Saul Bellow – « Le faiseur de pluie ».

Ainsi se présente Eugéne Henderson dans ce livre « Le faiseur de pluie » de Saul Bellow écrit à la première personne, personnage colossal, violant et débrouillard, milliardaire américain ayant fait fortune dans l’élevage des cochons mais mal dans sa peau, décidant un beau jour, à plus de 50 ans, suite à certains événements, de rompre avec une part de lui-même et de partir se racheter chez les Inuits … puis non, tout compte fait, ce sera l’Afrique, l’Afrique en terras incognitas.

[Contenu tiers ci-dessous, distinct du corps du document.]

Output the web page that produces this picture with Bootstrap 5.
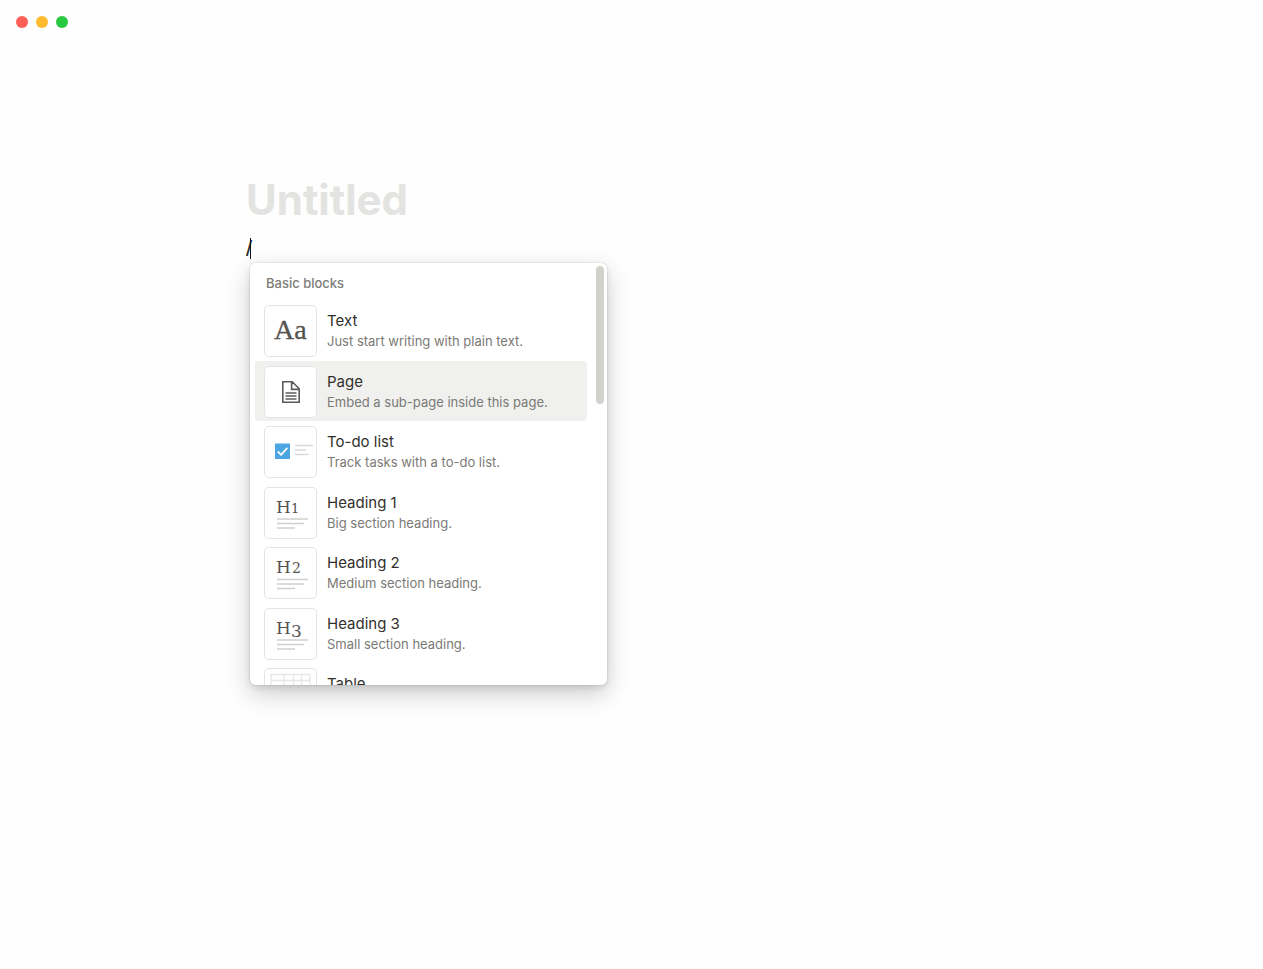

Cette double rupture indécise, subite, déjantée avec soi et son environnement familial, professionnel est le leitmotiv, le pivot sur lequel va se construire ce long récit, riche en aventures extravagantes, fait de rencontres incongrues en écho à des événements et des expériences qui ont marqué et façonné le héros qui, « heureux comme Ulysse » … au bout de son périple, reviendra apaisé (?) … à la case départ.
C’est donc l’histoire d’une quête spirituelle rocambolesque croisant bien des travers de nos sociétés de consommation sans apporter d’autre réponse qu’une conscience aiguë de ce qui cloche.
L’extravagance de cet Eugéne Henderson voulant sans cesse se ressaisir de ses erreurs semble aller de pair avec l’extravagance de notre propre monde contemporain mais sans exclusivité particulière car les sociétés « premières », faiseur de pluie faiseur de roi, situées loin de nos sentiers battus, blotties au coeur de l’Afrique que Henderson et son guide Romilayu viennent « visiter » font elles-aussi preuve de belles et riches extravagances.
Pour traverser et survivre à cette épopée, il faut voyager armé d’une sacré dose d’humour et de dérision mêlés.
C’est tout l’apport du maitre marionnettiste Saul Bellow resté en coulisses, et c’est communicatif.
Bonne lecture pour cette Education Sentimentale bis, made in Chicago.